While a number of my favorite 20th century poets are still under copyright so that I cannot reprint their entire poems, I can go back to my all-time most beloved of all poets and authors of drama—The Old Bard, himself.  His writings are only exceeded by the Holy Bible.  The Bible being God’s Word will always rank number one in ageless truth, but after that comes a human author who speaks universally to the human heart and psyche like none other.  If this author were required reading at every level of every public and private school, there quite possibly would be no need for the “science” of psychology to attempt the unraveling of human nature.

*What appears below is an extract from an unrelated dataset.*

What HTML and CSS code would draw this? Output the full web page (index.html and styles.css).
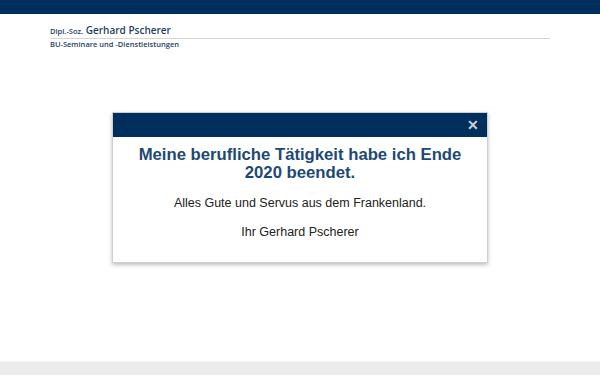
FILE: index.html
```html
<!DOCTYPE html>
<html lang="de">
<head>
  <meta charset="UTF-8"/>
  <meta name="viewport" content="width=device-width,initial-scale=1.0"/>
  <title>Gerhard Pscherer</title>
  <link rel="stylesheet" href="styles.css">
</head>
<body>

<div class="topbar"></div>

<header class="brand">
  <div class="brand-name"><small>Dipl.-Soz.</small> Gerhard Pscherer</div>
  <div class="brand-sub">BU-Seminare und -Dienstleistungen</div>
</header>

<main></main>

<footer></footer>

<!-- Popup -->
<div class="popup">
  <div class="popup-head"><span class="close">&#10005;</span></div>
  <div class="popup-body">
    <h2>Meine berufliche Tätigkeit habe ich Ende 2020 beendet.</h2>
    <p>Alles Gute und Servus aus dem Frankenland.</p>
    <p>Ihr Gerhard Pscherer</p>
  </div>
</div>

</body>
</html>
```

FILE: styles.css
```css
/* ========== Reset ========== */
* { margin:0; padding:0; box-sizing:border-box }
html, body { height:100% }
body {
  font-family: "Liberation Sans", Arial, sans-serif;
  background: #fff;
  color: #222;
  display: flex;
  flex-direction: column;
}

/* ========== Header ========== */
.topbar { height:14px; background:#002f5d; flex-shrink:0 }
.brand {
  margin: 10px 50px 0;
  font-family: "Open Sans", sans-serif;
  color: #1e3f63;
}
.brand-name {
  font-size: 10px;
  font-weight: 600;
  line-height: 12px;
  padding-bottom: 1px;
  border-bottom: 1px solid #d6d6d6;
}
.brand-name small { font-size: 7.5px }
.brand-sub {
  font-size: 7.5px;
  font-weight: 600;
  line-height: 10px;
}

main { flex:1 }
footer { height:14px; background:#ececec; border-top:1px solid #f4f4f4 }

/* ========== Popup ========== */
.popup {
  position: absolute;
  top: 112px;
  left: 112px;
  width: 376px;
  background: #fff;
  border: 1px solid #cfcfcf;
  box-shadow: 0 2px 4px rgba(0,0,0,0.25);
}
.popup-head {
  height: 24px;
  background: #002f5d;
  display: flex;
  justify-content: flex-end;
  align-items: center;
  padding-right: 8px;
}
.close {
  color: #c9d2dc;
  font-size: 14px;
  font-weight: bold;
  line-height: 1;
}
.popup-body {
  text-align: center;
  padding: 9px 12px 22px;
}
.popup-body h2 {
  font-size: 16.7px;
  line-height: 18px;
  color: #1d4973;
  font-weight: bold;
  margin-bottom: 14px;
}
.popup-body p {
  font-size: 12.5px;
  line-height: 15px;
  margin-bottom: 14px;
}
.popup-body p:last-child { margin-bottom:0 }
```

Marry the factor of universality to the most exquisite use of language, and you have William Shakespeare.  I believe that the works of Shakespeare—as well as those of Milton and other past literary giants, plus artists and composers—are living proof of the Creationist World View.  It is pathetically obvious to anyone but the most deluded individual that mankind is not advancing with time!

Meanwhile, to jump-start National Poetry Month, here is Sonnet #64:

When I have seen by Time’s fell hand defac’d
The rich proud cost of outworn buried age;
When sometime lofty towers I see down-ras’d
And brass eternal slave to mortal rage;
When I have seen the hungry ocean gain
Advantage on the kingdom of the shore,
And the firm soil win of the wat’ry main,
Increasing store with loss and loss with store;
When I have seen such interchange of state,
Or state itself confounded to decay;
Ruin hath taught me thus to ruminate,
That Time will come and take my love away.
This thought is as a death, which cannot choose
But weep to have that which it fears to lose.
 
William Shakespeare, 1564-1616
 
After the Storm

 

Note:  Great poetry has more permanent staying power than even GORILLA GLUE!  The line, “. . . weep to have that which it fears to lose.” has filled my heart and mind for as long as I can remember.  (I was raised when Shakespeare was read in schools, and of course he was prominent on our bookshelves at home.)

We certainly do “weep to have” that which we fear to lose.  The only antidote is to volitionally celebrate every moment that we do have with those we love.  The moment is all we can be sure of, temporally speaking.  The older I grow, the more I rejoice in the moment.  I think of each precious family member, and even my dog, and I simply can not let myself dwell on my very human tendency to “weep to have”.